If all is in order, you’ll be required to sign a written sale and purchase agreement and agree a settlement date – your legal advisor will need to check the agreement over for you and help you negotiate any changes to the conditions.

Your solicitor will then take care of all the formalities, liaising with your bank or mortgage broker and the seller’s legal team. You will simply have to make sure your insurance is in place before the purchase settles and check the property over before settlement to make sure it’s still in the same condition as when you made your offer.

You’ll find a detailed overview of the property buying process in this guide from the Real Estate Authority, (the independent government agency that regulates the New Zealand real estate industry).

Insuring your investment property

Insurance premiums are likely to be one of your biggest ongoing costs as an investment property owner. But this may be the biggest investment of your life, and it’s vital that you protect it.

If you’ve taken out a low-deposit mortgage you’ll probably have to pay lenders mortgage insurance. Your lender will almost certainly require you to take out building insurance (regardless of what type of mortgage you have) – unless you’re buying into a complex where you contribute to a communal insurance policy held by the body corporate.

If you’re planning to rent out your property you’ll also need landlord insurance, to protect you in case your tenant fails to pay the rent or damages your property (by accident or intentionally). Landlord cover is essential protection since you’ll be relying on your tenants to take care of your investment and to cover your mortgage obligations. The costs, terms and conditions of landlord insurance policies vary widely, so be sure to do your research or get a recommendation from your mortgage broker.

Your obligations as a landlord

If you decide to rent out your new investment property, you’ll have a number of responsibilities to your tenant, including:

  • Making sure the property is well maintained and in reasonable condition at all times.
  • Leaving the tenant alone to enjoy the property in peace .
  • Comply with all New Zealand’s health and safety standards and building regulations.

You can find out more about your responsibilities, plus useful advice on finding tenants and managing your investment property, here.

If you fail to comply with your legal responsibilities – such as failing to lodge your tenant’s bond with the Tenancy Bond Centre – your tenant can complain to the tenancy tribunal and you may face very severe penalties.

Top 3 mistakes to avoid when buying an investment property in New Zealand

  • Buying the wrong property

    Your investment property is exactly that – an investment.

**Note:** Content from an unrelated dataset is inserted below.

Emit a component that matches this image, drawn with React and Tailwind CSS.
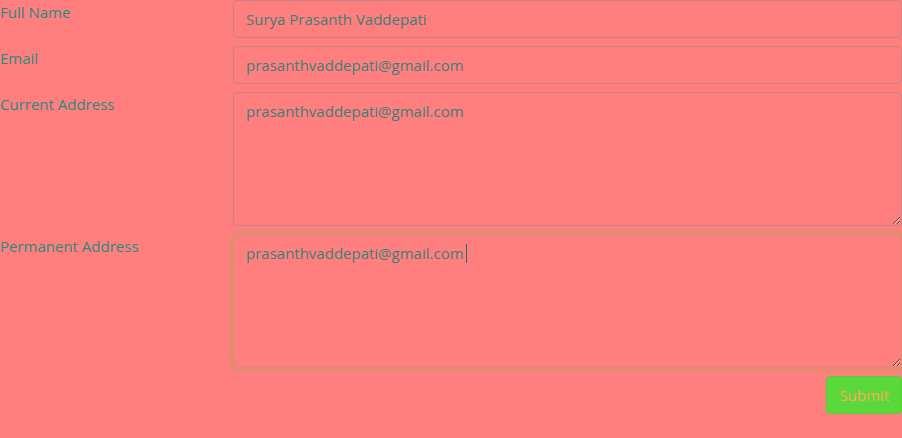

You will be tying up your precious capital in your property and putting a lot of time and effort into the process.

    Before you buy, it’s absolutely vital that you DO YOUR RESEARCH to make sure you understand the market you’re buying into and the return potential for the specific property you are considering (and make sure you get a professional building inspection before you buy!)

    It’s important to be strategic, rather than simply buying in a ‘hot’ area which already has a lot of rental stock – or buying close to home simply because you are comfortable with the area, even though there is low demand.

    Being strategic doesn’t just mean figuring out the right place to buy – to succeed as a property investor you need a well-developed strategy to help you make money from your investment in the long term. We can’t stress this enough – get professional advice to help you develop a strategy that suits your circumstances and plans.

  • Structuring your mortgage badly

    As explained above, you need a loan that will suit your investment strategy. For example, getting locked into a long-term fixed contract when you plan to flick your property can cost you dearly.

    How you structure your interest and how quickly you pay off your loan can have a massive impact on your tax profile and your financial circumstances in the short and long term. Get advice!

  • Ignoring the risk

    Property investment isn’t fool proof, and you could end up in financial difficulties for many reasons, for example if:

    1. interest rates rise sharply
    2. property values fall
    3. you can’t find reliable tenants
    4. your renovation costs far exceed your budget
    5. your ongoing costs exceed your rental income (mortgage interest, insurance, agency fees, maintenance, body corporate fees, council rates and tax – the costs of running a rental property can mount up very quickly, and even a short period without a tenant can leave you well in the red).

    Before investing it’s vital that you understand the risks involved and formulate a plan to manage any financial difficulties and make sure you can cover your obligations if something goes wrong.

    If you can’t, investing might not be the right strategy for you – so be sure to take financial advice first.